Smart Financial Moves for College Graduates

Jane Young, CFP, EA

Jane Young, CFP, EA

After finishing school and hopefully landing a rewarding job, college graduates face a myriad of financial obligations and opportunities.   Here are some steps for graduates to get started in the right direction.

Create a Budget and Live Below Your Means – Based on your income, create a spending plan that leaves you with a little extra money at the end of the month.  Your budget should include saving at least 10% of your gross income.  Spend less than you earn so you are prepared for unexpected bumps in the road.  Initially this may involve renting a smaller apartment, living with roommates or driving an older car.  As your career progresses, avoid increasing expenses in lock step with earnings increases.
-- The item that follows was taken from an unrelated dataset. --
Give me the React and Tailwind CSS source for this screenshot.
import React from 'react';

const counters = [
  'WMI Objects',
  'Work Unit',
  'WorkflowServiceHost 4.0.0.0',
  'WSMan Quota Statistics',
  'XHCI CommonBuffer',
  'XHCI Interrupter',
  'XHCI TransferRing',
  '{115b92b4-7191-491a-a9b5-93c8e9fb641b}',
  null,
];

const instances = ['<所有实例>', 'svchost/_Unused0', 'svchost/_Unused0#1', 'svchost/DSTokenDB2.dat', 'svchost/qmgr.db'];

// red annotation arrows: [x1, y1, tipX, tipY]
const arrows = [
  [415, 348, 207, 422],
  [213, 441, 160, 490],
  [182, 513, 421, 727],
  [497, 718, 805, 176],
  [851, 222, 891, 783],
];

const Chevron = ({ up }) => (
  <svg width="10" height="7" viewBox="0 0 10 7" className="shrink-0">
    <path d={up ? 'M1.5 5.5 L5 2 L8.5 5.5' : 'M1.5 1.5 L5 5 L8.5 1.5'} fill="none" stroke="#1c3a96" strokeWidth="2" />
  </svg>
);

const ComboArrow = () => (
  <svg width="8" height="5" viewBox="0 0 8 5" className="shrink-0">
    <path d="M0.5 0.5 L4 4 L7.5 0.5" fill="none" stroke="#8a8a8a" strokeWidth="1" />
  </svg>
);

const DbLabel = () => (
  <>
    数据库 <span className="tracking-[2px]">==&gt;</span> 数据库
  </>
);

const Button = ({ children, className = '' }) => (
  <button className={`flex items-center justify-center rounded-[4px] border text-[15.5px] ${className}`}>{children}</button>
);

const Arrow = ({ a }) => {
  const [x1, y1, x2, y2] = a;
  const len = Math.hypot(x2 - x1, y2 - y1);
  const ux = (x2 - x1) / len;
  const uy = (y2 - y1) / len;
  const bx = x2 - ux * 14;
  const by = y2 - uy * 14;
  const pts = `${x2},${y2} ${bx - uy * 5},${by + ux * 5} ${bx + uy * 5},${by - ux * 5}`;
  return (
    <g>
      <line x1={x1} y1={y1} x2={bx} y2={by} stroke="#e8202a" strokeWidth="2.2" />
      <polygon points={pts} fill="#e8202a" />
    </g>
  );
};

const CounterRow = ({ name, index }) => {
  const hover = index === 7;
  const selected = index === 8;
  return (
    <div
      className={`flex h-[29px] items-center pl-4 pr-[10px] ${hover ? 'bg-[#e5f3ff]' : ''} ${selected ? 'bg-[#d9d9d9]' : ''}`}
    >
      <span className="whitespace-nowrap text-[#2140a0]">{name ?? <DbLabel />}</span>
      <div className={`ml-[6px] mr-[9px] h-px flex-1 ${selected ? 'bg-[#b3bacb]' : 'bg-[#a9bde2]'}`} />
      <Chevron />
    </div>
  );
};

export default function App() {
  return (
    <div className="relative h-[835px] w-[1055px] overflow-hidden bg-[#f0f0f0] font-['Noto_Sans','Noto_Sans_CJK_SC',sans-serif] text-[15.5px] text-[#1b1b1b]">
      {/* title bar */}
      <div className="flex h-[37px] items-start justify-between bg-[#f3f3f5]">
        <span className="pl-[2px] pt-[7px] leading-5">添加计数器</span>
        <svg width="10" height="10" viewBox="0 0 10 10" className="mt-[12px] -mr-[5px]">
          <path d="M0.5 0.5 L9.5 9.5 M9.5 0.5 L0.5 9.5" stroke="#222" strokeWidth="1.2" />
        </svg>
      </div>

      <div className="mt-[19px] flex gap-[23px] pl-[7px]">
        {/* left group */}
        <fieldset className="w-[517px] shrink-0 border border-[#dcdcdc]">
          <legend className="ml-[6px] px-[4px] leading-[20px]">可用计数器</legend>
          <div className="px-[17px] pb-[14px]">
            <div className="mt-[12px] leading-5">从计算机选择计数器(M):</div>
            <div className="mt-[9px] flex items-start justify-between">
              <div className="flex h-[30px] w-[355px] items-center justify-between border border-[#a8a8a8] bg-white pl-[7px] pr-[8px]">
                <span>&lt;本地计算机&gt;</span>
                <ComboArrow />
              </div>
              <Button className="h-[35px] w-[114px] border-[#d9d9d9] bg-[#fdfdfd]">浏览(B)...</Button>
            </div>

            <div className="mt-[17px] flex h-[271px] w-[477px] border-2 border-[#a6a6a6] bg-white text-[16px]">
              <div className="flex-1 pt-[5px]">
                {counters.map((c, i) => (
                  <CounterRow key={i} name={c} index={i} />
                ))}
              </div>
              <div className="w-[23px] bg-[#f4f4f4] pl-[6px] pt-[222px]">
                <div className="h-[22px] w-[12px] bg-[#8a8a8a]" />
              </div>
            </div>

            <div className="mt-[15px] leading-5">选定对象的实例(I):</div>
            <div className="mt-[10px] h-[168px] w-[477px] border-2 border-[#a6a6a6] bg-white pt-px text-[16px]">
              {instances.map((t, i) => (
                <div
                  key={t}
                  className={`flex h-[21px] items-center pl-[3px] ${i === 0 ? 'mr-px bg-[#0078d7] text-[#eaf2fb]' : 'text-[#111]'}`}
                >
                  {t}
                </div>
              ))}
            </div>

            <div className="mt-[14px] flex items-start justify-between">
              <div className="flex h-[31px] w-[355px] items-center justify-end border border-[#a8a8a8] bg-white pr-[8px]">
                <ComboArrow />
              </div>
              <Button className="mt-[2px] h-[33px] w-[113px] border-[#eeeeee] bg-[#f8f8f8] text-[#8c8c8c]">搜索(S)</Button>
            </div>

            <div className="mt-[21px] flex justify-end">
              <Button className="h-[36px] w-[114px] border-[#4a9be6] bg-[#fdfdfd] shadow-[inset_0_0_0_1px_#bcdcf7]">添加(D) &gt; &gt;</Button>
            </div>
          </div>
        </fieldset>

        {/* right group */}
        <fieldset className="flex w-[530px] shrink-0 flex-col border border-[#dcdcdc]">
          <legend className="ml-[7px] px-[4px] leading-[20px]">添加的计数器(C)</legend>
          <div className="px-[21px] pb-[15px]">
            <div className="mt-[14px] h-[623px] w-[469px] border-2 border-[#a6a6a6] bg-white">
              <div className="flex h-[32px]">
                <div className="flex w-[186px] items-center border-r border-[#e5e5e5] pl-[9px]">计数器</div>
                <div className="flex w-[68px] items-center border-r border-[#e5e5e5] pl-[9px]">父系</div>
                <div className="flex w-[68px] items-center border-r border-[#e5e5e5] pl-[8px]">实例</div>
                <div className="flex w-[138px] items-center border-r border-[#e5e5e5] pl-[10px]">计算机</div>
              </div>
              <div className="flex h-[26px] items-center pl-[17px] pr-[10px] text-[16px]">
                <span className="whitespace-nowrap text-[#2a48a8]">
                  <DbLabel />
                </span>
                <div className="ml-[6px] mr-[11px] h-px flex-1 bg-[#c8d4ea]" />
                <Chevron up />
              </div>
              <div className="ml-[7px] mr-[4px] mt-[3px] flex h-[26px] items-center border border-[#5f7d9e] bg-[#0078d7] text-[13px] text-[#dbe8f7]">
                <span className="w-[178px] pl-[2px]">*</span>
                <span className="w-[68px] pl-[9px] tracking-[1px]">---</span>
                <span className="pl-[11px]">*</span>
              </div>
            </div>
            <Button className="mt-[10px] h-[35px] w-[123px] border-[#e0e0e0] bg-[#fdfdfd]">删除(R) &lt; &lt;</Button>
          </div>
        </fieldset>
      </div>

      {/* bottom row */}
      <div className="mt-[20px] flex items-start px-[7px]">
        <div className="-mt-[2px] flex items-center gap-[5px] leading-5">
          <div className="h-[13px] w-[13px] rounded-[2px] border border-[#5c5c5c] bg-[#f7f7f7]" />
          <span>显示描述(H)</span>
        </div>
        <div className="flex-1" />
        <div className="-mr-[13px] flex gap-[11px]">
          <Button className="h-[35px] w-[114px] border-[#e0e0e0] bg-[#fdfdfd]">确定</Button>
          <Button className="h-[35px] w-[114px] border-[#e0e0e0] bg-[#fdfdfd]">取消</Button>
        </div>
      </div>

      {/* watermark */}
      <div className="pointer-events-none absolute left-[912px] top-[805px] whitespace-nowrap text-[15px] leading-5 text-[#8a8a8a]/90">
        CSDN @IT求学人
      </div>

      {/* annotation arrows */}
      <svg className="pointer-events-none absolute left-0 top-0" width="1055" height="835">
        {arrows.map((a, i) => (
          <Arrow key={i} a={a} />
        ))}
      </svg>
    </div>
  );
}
Establish an Emergency Fund – With the money you are saving, build and maintain an emergency fund equivalent to 4 to 6 months of expenses.

Avoid Credit Card and Consumer Debt – Pay your credit card bill in full at the end of every month.  If you can’t afford to pay for your purchases when the bill arrives then postpone or re-evaluate the purchase.   Avoid or minimize debt on vehicles and other consumer purchases.
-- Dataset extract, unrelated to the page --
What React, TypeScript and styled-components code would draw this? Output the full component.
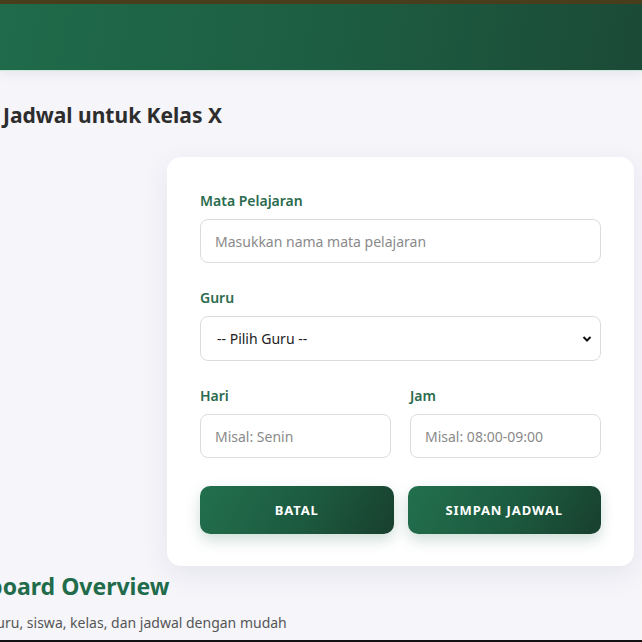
import React from 'react';
import styled, {createGlobalStyle} from 'styled-components';

const GlobalStyle = createGlobalStyle`
  html, body {
    margin: 0;
    padding: 0;
    background: #f5f5fa;
    overflow: hidden;
  }
  body {
    font-family: "Noto Sans", "Open Sans", sans-serif;
    color: #333;
  }
  * {
    box-sizing: border-box;
  }
`;

const Page = styled.div`
  width: 642px;
  height: 642px;
  display: flex;
  flex-direction: column;
  overflow: hidden;
  border-bottom: 2px solid #111;
`;

const TopStrip = styled.div`
  height: 4px;
  background: #4a3f1c;
`;

const Header = styled.header`
  height: 67px;
  background: linear-gradient(100deg, #1f6b4a 0%, #1d5e42 50%, #1b4a37 100%);
  border-bottom: 1px solid #cfe8dc;
  box-shadow: 0 4px 10px rgba(20, 40, 30, 0.06);
`;

const Main = styled.main`
  flex: 1;
  display: flex;
  flex-direction: column;
  padding: 31px 8px 0 3px;
`;

const Title = styled.h2`
  margin: 0;
  font-size: 21px;
  font-weight: 700;
  line-height: 26px;
  color: #2d2d2d;
`;

const Card = styled.div`
  margin: 29px 0 0 164px;
  width: 467px;
  background: #fff;
  border-radius: 14px;
  padding: 33px 33px 32px 33px;
  box-shadow: 0 8px 28px rgba(40, 40, 80, 0.08);
  display: flex;
  flex-direction: column;
  gap: 24px;
`;

const Field = styled.div`
  display: flex;
  flex-direction: column;
  gap: 8px;
  min-width: 0;
`;

const Row = styled.div<{ $gap: number }>`
  display: grid;
  grid-template-columns: 1fr 1fr;
  column-gap: ${p => p.$gap}px;
`;

const Label = styled.label`
  font-size: 14px;
  font-weight: 600;
  line-height: 21px;
  color: #2b6b4e;
`;

const Input = styled.input`
  height: 44px;
  width: 100%;
  border: 1px solid #dcdce0;
  border-radius: 8px;
  padding: 0 14px;
  font-family: inherit;
  font-size: 14px;
  color: #222;
  background: #fff;
  outline: none;

  &::placeholder {
    color: #8a8a8a;
  }
`;

const SelectWrap = styled.div`
  position: relative;
`;

const Select = styled.select`
  appearance: none;
  height: 45px;
  width: 100%;
  border: 1px solid #dcdce0;
  border-radius: 8px;
  padding: 0 16px;
  font-family: inherit;
  font-size: 14px;
  color: #222;
  background: #fff;
  outline: none;
`;

const Chevron = styled.svg`
  position: absolute;
  right: 9px;
  top: 19px;
  pointer-events: none;
`;

const Buttons = styled(Row)`
  margin-top: 4px;
`;

const Button = styled.button`
  height: 48px;
  border: none;
  border-radius: 10px;
  background: linear-gradient(120deg, #22704d 0%, #1c5a3f 55%, #183f2e 100%);
  color: #fff;
  font-family: inherit;
  font-size: 13px;
  font-weight: 700;
  letter-spacing: 0.9px;
  text-transform: uppercase;
  box-shadow: 0 6px 14px rgba(31, 107, 72, 0.22);
  cursor: pointer;
`;

const Overview = styled.section`
  margin: 4px 0 0 -72px;
  display: flex;
  flex-direction: column;
  gap: 11px;
`;

const OverviewTitle = styled.h1`
  margin: 0;
  font-size: 23px;
  font-weight: 700;
  line-height: 32px;
  color: #1f6b4a;
`;

const OverviewText = styled.p`
  margin: 0 0 0 -20px;
  font-size: 14px;
  line-height: 20px;
  color: #555;
`;

export default function App() {
  return (
    <>
      <GlobalStyle />
      <Page>
        <TopStrip />
        <Header />
        <Main>
          <Title>Jadwal untuk Kelas X</Title>
          <Card>
            <Field>
              <Label>Mata Pelajaran</Label>
              <Input placeholder="Masukkan nama mata pelajaran" />
            </Field>
            <Field>
              <Label>Guru</Label>
              <SelectWrap>
                <Select defaultValue="">
                  <option value="">-- Pilih Guru --</option>
                </Select>
                <Chevron width="10" height="8" viewBox="0 0 10 8">
                  <path d="M1.5 2 L5 5.5 L8.5 2" fill="none" stroke="#111" strokeWidth="2" />
                </Chevron>
              </SelectWrap>
            </Field>
            <Row $gap={19}>
              <Field>
                <Label>Hari</Label>
                <Input placeholder="Misal: Senin" />
              </Field>
              <Field>
                <Label>Jam</Label>
                <Input placeholder="Misal: 08:00-09:00" />
              </Field>
            </Row>
            <Buttons $gap={14}>
              <Button>Batal</Button>
              <Button>Simpan Jadwal</Button>
            </Buttons>
          </Card>
          <Overview>
            <OverviewTitle>Dashboard Overview</OverviewTitle>
            <OverviewText>Kelola data guru, siswa, kelas, dan jadwal dengan mudah</OverviewText>
          </Overview>
        </Main>
      </Page>
    </>
  );
}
Payoff Student Loans – Devise a plan to payoff your student loans.  Consider consolidating or refinancing your loans if it will save you money.  Consider both the interest rate and the duration when evaluating loans.  Generally, you want to pay off student loans in less than ten years.

Buy Adequate Insurance – It’s essential to have good health insurance coverage; if you aren’t covered by your employer you may be eligible for continued coverage on your parents plan.  You will also need good car insurance and renters insurance on your apartment.  Additionally, consider long term disability insurance and an umbrella liability policy.
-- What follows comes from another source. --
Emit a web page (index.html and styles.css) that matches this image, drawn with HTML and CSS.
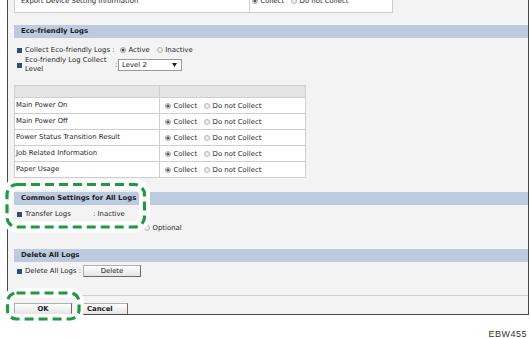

Contribute to Your Employers Retirement Plan – Many employers offer a 401k or 403b plan to help you   save for retirement using before tax dollars.  At the very minimum contribute up to the match that your employer may provide.

Contribute to a Roth IRA – Once you start earning money you can also save for retirement by contributing to a Roth IRA.  The benefit of a Roth is since you initially invest with after tax dollars, you don’t pay taxes when the money is withdrawn in retirement.   This is a tremendous opportunity for recent college graduates because your money can grow tax free for forty or fifty years.

Travel and Have Some Fun – While you’re young and relatively independent, set aside some money to explore the world or do something adventurous.  Once you buy a house, start a family or assume more job responsibilities it’s harder to get away.

Educate Yourself on Finances – Start reading personal finance books and articles.  Here are a few books to consider; “The Money Book for the Young, Fabulous and Broke” by Suze Orman, “Personal Finance for Dummies” by Eric Tyson, and “The Millionaire Next Door “ by Thomas J. Stanley and William Danko.